Leanne, an INFP, stands in stark contrast to all of the other characters, in her me-centric emotions and in her naïve idealism. INFPs can sometimes seriously misevaluate situations, and want things to be how they see them, rather than accepting them as they are. INFPs often try to life in a particular direction, willfully ignoring the reality in favor of a dream, and that’s what she winds up doing with Bayou. Her decisions, in the eyes of the other sensor characters, are blind to how dangerous her predicament is. She threatens to tell her husband the truth about being black, insisting to her mother that he will “let us go, because of his pride.” To which her mother retorts that he will not; he will kill them both for pretending to be white! Leanne has grown up in a violent, abusive culture where racism rules and still, she idealizes the future she wants for herself, and doesn’t realize how dangerous it is to be with Bayou until her husband threatens to drown her if she tries to leave their marriage. Several times, she gets Bayou to sneak off and meet her, once making love to him in a car, without considering what might happen as a result. IFPs want to live according to their feelings and to act on them quickly; she loves him, she wants to be with him, and everything else is seen as an obstacle in her way. If not for her refusal to deal with the current situation, she would seem ISFP-ish in her need to leap at things, but ISFPs are more accurate judges of situations than she manages to be. She gets so wrapped up in her own feelings, others lash out at her for not being more considerate; Bayou’s mother, Hattie May, accuses her of being “selfish.” And when she gets jealous of Bayou’s affectionate relationship with her servant, she demands she scrub a nonexistent spot off the kitchen floor (in her nice dress) and then slaps her across the face. The woman cannot understand why she is doing this, but it’s coming from a place of jealousy and resentment for her situation. Bayou stresses to her several times how dangerous her situation is, but she never really understands it until she’s in trouble somehow (like getting caught by her brother-in-law driving around the “wrong” side of town, in other words, where the black folks live). She is also more concerned with being with Bayou, whereas Bayou is thinking about his obligations to everyone else, not just her, showing the IFP’s ability to prioritize their feelings above arbitrary social rules.

The Enneagram

Bayou is an interesting character study, because at first his type was not clear to me, until I thought about how much emphasis he places on doing the right thing, on the “purity” of his romance with Leanne (in his letters, he talks about how wonderfully innocent those times were, as if he cherishes the purity of them not consummating their love), and how wracked he is with guilt about doing anything he deems “cowardly.” Much like another fictional 1, Atticus Finch, Bayou refuses to back down from a mob—and because he is black and has no recourse or rights, he winds up being killed because of it. His need to do the right thing drives him home to help his mama boost her failing business, he refuses to listen to the 6ish cautions of his manager not to stick around, and he winds up paying for his need to do the right thing with his life, a true martyr for a “cause.” His 2 wing is obvious in how he frames himself in being needed; he’s wracked with guilt at leaving his mama without his help, so he sends her what he can out of his paycheck. He needs to ‘save’ Leanne, and wishes he had mustered the courage to confront her grandfather. 1s can be notoriously stubborn once they make up their minds, and he refuses to listen to anyone who tells him, “No, this is a bad idea.” He even insists on going back to get Leanne himself, instead of sending his manager (which would have been the safer option). I see both the social and self-preservation instincts in him, but his focus is more on his family than on his own needs, and he willingly gives up his life more readily than someone to whom survival is the ultimate goal.

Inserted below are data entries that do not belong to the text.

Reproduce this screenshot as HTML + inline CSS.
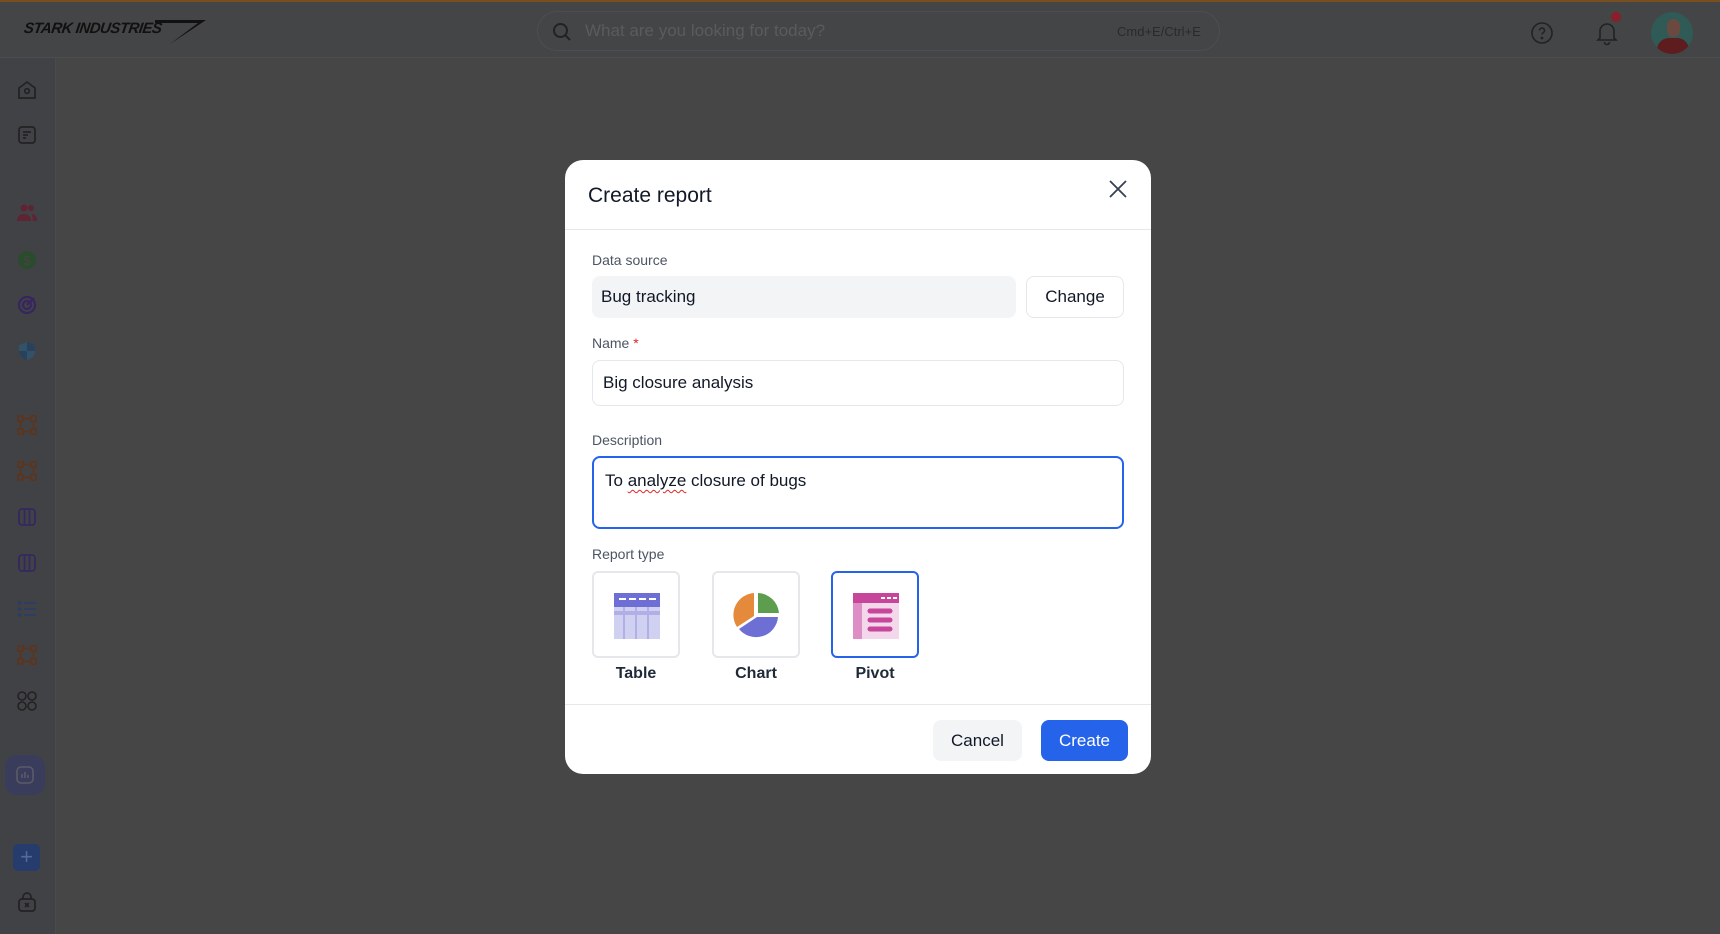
<!DOCTYPE html>
<html><head><meta charset="utf-8"><style>
*{box-sizing:border-box;margin:0;padding:0}
body{width:1720px;height:934px;overflow:hidden;background:#464646;font-family:"Liberation Sans",sans-serif;position:relative}
.top{position:absolute;left:0;top:0;width:1720px;height:58px;background:#444547;border-top:2px solid #7a4f1e;border-bottom:1px solid #4c4d50}
.side{position:absolute;left:0;top:58px;width:56px;height:876px;background:#414246;border-right:1px solid #4a4b4f}
.ic{position:absolute;left:16px;width:22px;height:22px}
.abs{position:absolute}
.modal{position:absolute;left:565px;top:160px;width:586px;height:614px;background:#fff;border-radius:18px;overflow:hidden}
.lbl{position:absolute;left:27px;font-size:14px;color:#4b5563}
.inp{position:absolute;left:27px;border-radius:8px;font-size:17px;color:#111827;padding-left:10px;display:flex;align-items:center}
.card{position:absolute;top:411px;width:88px;height:87px;border:2px solid #e5e7eb;border-radius:6px;display:flex;align-items:center;justify-content:center}
.cl{position:absolute;top:505px;width:88px;text-align:center;font-size:16px;color:#1f2937;font-weight:bold}
</style></head><body>
<div class="top">
  <div class="abs" style="left:24px;top:18px;font-family:'Liberation Sans';font-weight:bold;font-style:italic;font-size:15px;color:#111;letter-spacing:-0.5px;transform:skewX(-8deg)">STARK INDUSTRIES</div>
  <svg class="abs" style="left:150px;top:16px" width="60" height="28"><path d="M5 2 L56 2 L20 26 L48 5 L5 5Z" fill="#111"/></svg>
  <div class="abs" style="left:537px;top:9px;width:683px;height:40px;border:1px solid #4d4e51;border-radius:20px"></div>
  <svg class="abs" style="left:552px;top:20px" width="20" height="20" fill="none" stroke="#222" stroke-width="2"><circle cx="8.5" cy="8.5" r="6.5"/><path d="M13.5 13.5 L18 18"/></svg>
  <div class="abs" style="left:585px;top:19px;font-size:17px;color:#5a5b5e">What are you looking for today?</div>
  <div class="abs" style="left:1117px;top:22px;font-size:13px;color:#2a2a2a">Cmd+E/Ctrl+E</div>
  <svg class="abs" style="left:1530px;top:19px" width="24" height="24" fill="none" stroke="#222" stroke-width="1.6"><circle cx="12" cy="12" r="10"/><path d="M9.5 9.5a2.5 2.5 0 1 1 3.5 2.3c-.7.4-1 .9-1 1.7"/><circle cx="12" cy="17" r=".6" fill="#222"/></svg>
  <svg class="abs" style="left:1594px;top:17px" width="26" height="28" fill="none" stroke="#222" stroke-width="1.6"><path d="M6 19V12a7 7 0 0 1 14 0v7l2 2H4z"/><path d="M10.5 23a2.5 2.5 0 0 0 5 0"/></svg>
  <div class="abs" style="left:1611px;top:10px;width:10px;height:10px;border-radius:50%;background:#8a1f2a"></div>
  <div class="abs" style="left:1651px;top:10px;width:42px;height:42px;border-radius:50%;background:#2f5a56;overflow:hidden"><div style="position:absolute;left:6px;top:26px;width:32px;height:20px;border-radius:12px 12px 0 0;background:#5e1c1e"></div><div style="position:absolute;left:16px;top:7px;width:13px;height:18px;border-radius:7px;background:#6a4a40"></div></div>
</div>
<div class="side">
  <svg class="ic" style="top:21px" viewBox="0 0 22 22" fill="none" stroke="#222" stroke-width="1.7"><path d="M3 9 L11 3 L19 9 V19 H3Z"/><circle cx="11" cy="12" r="2.3"/></svg>
  <svg class="ic" style="top:66px" viewBox="0 0 22 22" fill="none" stroke="#222" stroke-width="1.7"><rect x="3" y="3" width="16" height="16" rx="3"/><path d="M7 8h8M7 11h5M7 14h3"/></svg>
  <svg class="ic" style="top:144px" viewBox="0 0 22 22" fill="#5e2432"><circle cx="8" cy="6" r="3.5"/><path d="M1 19c0-5 3-7 7-7s7 2 7 7z"/><circle cx="15" cy="6" r="3"/><path d="M16 12c3 0 5 2 5 7h-4z"/></svg>
  <svg class="ic" style="top:191px" viewBox="0 0 22 22"><circle cx="11" cy="11" r="9" fill="#2a4c2c"/><text x="11" y="16" font-size="13" text-anchor="middle" fill="#444" font-family="Liberation Sans">$</text></svg>
  <svg class="ic" style="top:236px" viewBox="0 0 22 22" fill="none" stroke="#36255e" stroke-width="2.2"><circle cx="11" cy="11" r="8"/><circle cx="11" cy="11" r="4"/><path d="M11 11 L18 4"/></svg>
  <svg class="ic" style="top:282px" viewBox="0 0 22 22"><path d="M11 2 L19 5 V11 C19 16 15 19 11 20 C7 19 3 16 3 11 V5Z" fill="#27425a"/><path d="M11 2 V11 H3 V5Z M11 11 H19 C19 16 15 19 11 20Z" fill="#33526a"/></svg>
  <svg class="ic" style="top:356px" viewBox="0 0 22 22" fill="none" stroke="#5c3520" stroke-width="1.8"><rect x="2" y="2" width="5" height="5"/><rect x="15" y="2" width="5" height="5"/><rect x="2" y="15" width="5" height="5"/><rect x="15" y="15" width="5" height="5"/><path d="M7 4.5h8M7 17.5h8M4.5 7v8M17.5 7v8"/></svg>
  <svg class="ic" style="top:402px" viewBox="0 0 22 22" fill="none" stroke="#5c3520" stroke-width="1.8"><rect x="2" y="2" width="5" height="5"/><rect x="15" y="2" width="5" height="5"/><rect x="2" y="15" width="5" height="5"/><rect x="15" y="15" width="5" height="5"/><path d="M7 4.5h8M7 17.5h8M4.5 7v8M17.5 7v8"/></svg>
  <svg class="ic" style="top:448px" viewBox="0 0 22 22" fill="none" stroke="#35285e" stroke-width="1.8"><rect x="3" y="3" width="16" height="16" rx="3"/><path d="M8.5 3v16M13.5 3v16"/></svg>
  <svg class="ic" style="top:494px" viewBox="0 0 22 22" fill="none" stroke="#35285e" stroke-width="1.8"><rect x="3" y="3" width="16" height="16" rx="3"/><path d="M8.5 3v16M13.5 3v16"/></svg>
  <svg class="ic" style="top:540px" viewBox="0 0 22 22" fill="none" stroke="#2b3d66" stroke-width="1.8"><path d="M8 5h12M8 11h12M8 17h12"/><circle cx="3.5" cy="5" r="1" fill="#2b3d66"/><circle cx="3.5" cy="11" r="1" fill="#2b3d66"/><circle cx="3.5" cy="17" r="1" fill="#2b3d66"/></svg>
  <svg class="ic" style="top:586px" viewBox="0 0 22 22" fill="none" stroke="#5c3520" stroke-width="1.8"><rect x="2" y="2" width="5" height="5"/><rect x="15" y="2" width="5" height="5"/><rect x="2" y="15" width="5" height="5"/><rect x="15" y="15" width="5" height="5"/><path d="M7 4.5h8M7 17.5h8M4.5 7v8M17.5 7v8"/></svg>
  <svg class="ic" style="top:632px" viewBox="0 0 22 22" fill="none" stroke="#222" stroke-width="1.6"><circle cx="6" cy="6" r="4"/><circle cx="16" cy="6" r="4"/><circle cx="6" cy="16" r="4"/><circle cx="16" cy="16" r="4"/></svg>
  <div class="abs" style="left:5px;top:697px;width:40px;height:40px;border-radius:12px;background:#3a3c5c"></div>
  <svg class="abs" style="left:15px;top:707px" width="20" height="20" fill="none" stroke="#5a5b66" stroke-width="1.6"><rect x="2" y="2" width="16" height="16" rx="4"/><path d="M7 13V9M10 13V7M13 13v-3"/></svg>
  <div class="abs" style="left:13px;top:786px;width:27px;height:27px;border-radius:5px;background:#263c6c;color:#55699a;font-size:22px;line-height:25px;text-align:center">+</div>
  <svg class="ic" style="top:833px" viewBox="0 0 22 22" fill="none" stroke="#222" stroke-width="1.7"><path d="M7 8V6a4 4 0 0 1 8 0v2"/><rect x="3" y="8" width="16" height="12" rx="3"/><path d="M9 12l4 4M13 12l-4 4"/></svg>
</div>
<div class="modal">
  <div class="abs" style="left:23px;top:24px;font-size:21px;color:#111827">Create report</div>
  <svg class="abs" style="left:543px;top:19px" width="20" height="20" stroke="#374151" stroke-width="1.8"><path d="M2 2L18 18M18 2L2 18"/></svg>
  <div class="abs" style="left:0;top:69px;width:586px;height:1px;background:#e5e7eb"></div>
  <div class="lbl" style="top:92px">Data source</div>
  <div class="inp" style="top:116px;width:424px;height:42px;background:#f3f4f6;padding-left:9px">Bug tracking</div>
  <div class="abs" style="left:461px;top:116px;width:98px;height:42px;border:1px solid #e5e7eb;border-radius:8px;font-size:17px;color:#111827;display:flex;align-items:center;justify-content:center">Change</div>
  <div class="lbl" style="top:175px">Name <span style="color:#dc2626">*</span></div>
  <div class="inp" style="top:200px;width:532px;height:46px;border:1px solid #e5e7eb">Big closure analysis</div>
  <div class="lbl" style="top:272px">Description</div>
  <div class="abs" style="left:27px;top:296px;width:532px;height:73px;border:2px solid #2563eb;border-radius:8px;font-size:17px;color:#111827;padding:13px 0 0 11px">To <span style="text-decoration:underline wavy #dc2626;text-underline-offset:3px;text-decoration-thickness:1px">analyze</span> closure of bugs</div>
  <div class="lbl" style="top:386px">Report type</div>
  <div class="card" style="left:27px"><svg width="48" height="48"><rect x="2" y="2" width="46" height="14" fill="#6e6fd4"/><path d="M7 8h7M17 8h7M27 8h7M37 8h7" stroke="#fff" stroke-width="2"/><rect x="2" y="16" width="46" height="32" fill="#d0d0f0"/><rect x="2" y="20" width="46" height="4" fill="#b0b0e6"/><path d="M12 16v32M24 16v32M36 16v32" stroke="#b0b0e6" stroke-width="2"/></svg></div>
  <div class="card" style="left:147px"><svg width="50" height="50" viewBox="0 0 50 50"><path d="M27 3 A22 22 0 0 1 48 23 H27Z" fill="#5c9e4e"/><path d="M47 27 A22 22 0 0 1 8 39 L26 27Z" fill="#6e6fd4"/><path d="M23 3 V26 L6 37 A22 22 0 0 1 23 3Z" fill="#e58a3a"/></svg></div>
  <div class="card" style="left:266px;border-color:#2563eb"><svg width="48" height="48"><rect x="2" y="2" width="46" height="10" fill="#c7459a"/><path d="M30 7h4M36 7h4M42 7h4" stroke="#fff" stroke-width="2"/><rect x="2" y="12" width="9" height="36" fill="#dd8ec4"/><rect x="11" y="12" width="37" height="36" fill="#f2d8ea"/><path d="M19 20h20M19 29h20M19 38h20" stroke="#c7459a" stroke-width="5" stroke-linecap="round"/></svg></div>
  <div class="cl" style="left:27px">Table</div>
  <div class="cl" style="left:147px">Chart</div>
  <div class="cl" style="left:266px">Pivot</div>
  <div class="abs" style="left:0;top:544px;width:586px;height:1px;background:#e5e7eb"></div>
  <div class="abs" style="left:368px;top:560px;width:89px;height:41px;border-radius:8px;background:#f3f4f6;font-size:17px;color:#111827;display:flex;align-items:center;justify-content:center">Cancel</div>
  <div class="abs" style="left:476px;top:560px;width:87px;height:41px;border-radius:8px;background:#2563eb;font-size:17px;color:#fff;display:flex;align-items:center;justify-content:center">Create</div>
</div>
</body></html>
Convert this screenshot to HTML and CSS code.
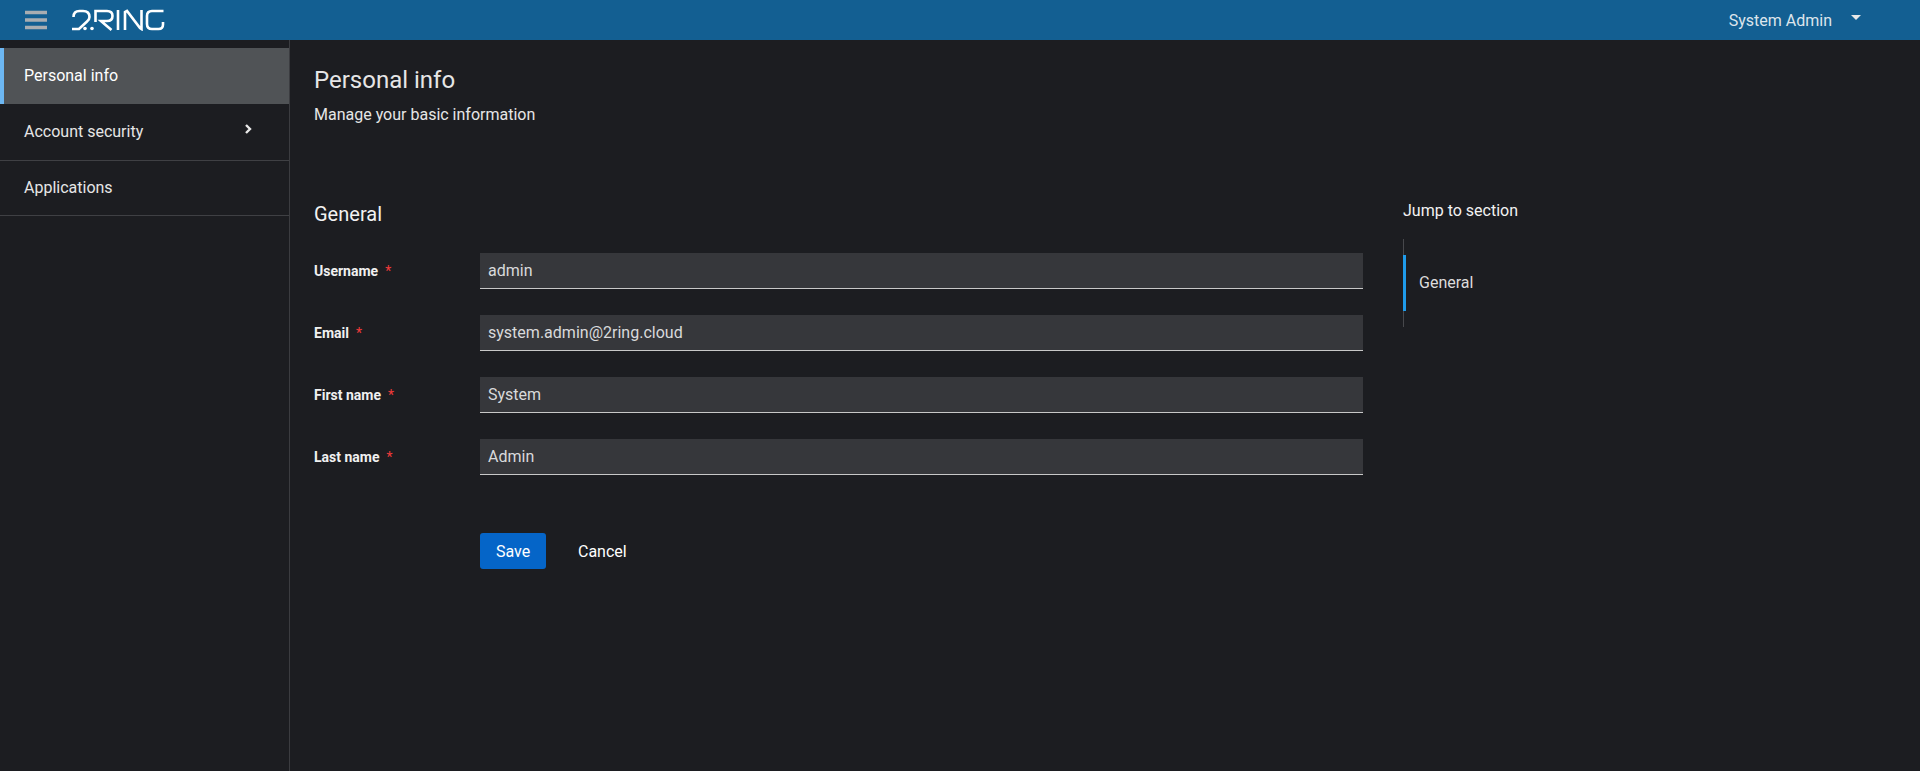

Leanne is a 9. She struggles with passivity, going along with other people’s agendas to keep the peace, and becomes dependent on Bayou to play the role of her “rescuer” rather than being motivated to change her fate herself. It’s only after she sees him again that she thinks about leaving her marriage and running away, because she knows he will be there for her and she sees him as a way out, so she doesn’t have to do it alone. We never find out how she wound up married to a man she does not even like, but the fact that it happened suggests she could not defy her mother, and despite her “sensitivity toward Negroes,” her son grows up a racist like his (fake) father. Her refusal to admit to the seriousness of her situation is a 9’s refusal to face the unpleasant side of life, although she does show her line to 6—becoming anxious about Bayou’s safety (after the fact; she is not cautious enough for a 6) and worried for her own after her husband threatens to hurt her if she leaves him (he tells her that he will take her out on the river, and claim it an accident). She tries to use fears about her son’s skin getting darker as an excuse to run away from her problems. 9s can be full of anger about their situation, but see it all as hopeless and give up on it, which is Leanne seems to have done after Bayou’s death. But she also shows spunk on a regular basis, by drawing strong boundaries—a 9 can only do this if they are 8 winged. She lays down the law about not being called Bucket immediately. She defies her grandfather by sneaking out at night, even though he won’t let her see young men. Once she decides she wants Bayou, she insists on going to him. She tries several times to run away, even if she always winds up staying. She is much freer of “should” super-ego thinking than he is, as well. Leanne appears to be a sexual subtype. She doesn’t let anything stand in the way of her being with Bayou, and is blinded toward the risks involved—for him as well as herself, but not completely oblivious to them, so I see her as an sx/sp who just wants to be with him.

Willie shows all the unhealthy attributes of a 3—arrogant, self-confident, and full of bravado, but also desperate to win praise and approval. He can’t stand it when Bayou is more famous than he is, and has the spotlight, because that’s all he has ever wanted in life, to earn a position in this club and be a headline musician. But in a high Se way, he often sabotages himself—he’s so indignant that his manager didn’t get him a “sure thing,” he storms out of the building rather than wait for his audition or take the chance, and then is angry that Bayou stuck around and impressed the club owner. He tries hard to steal attention away from him, but his drug addiction and drinking problem causes him to humiliate himself in public, after which he takes refuge in shooting up/self-numbing. His sense of persecution and how cruelly he exposes the truth about Bayou’s illegitimacy, suggests a 4 wing tendency to overreact and lash out at people. He is not social blind, but he could be self-preservation blind.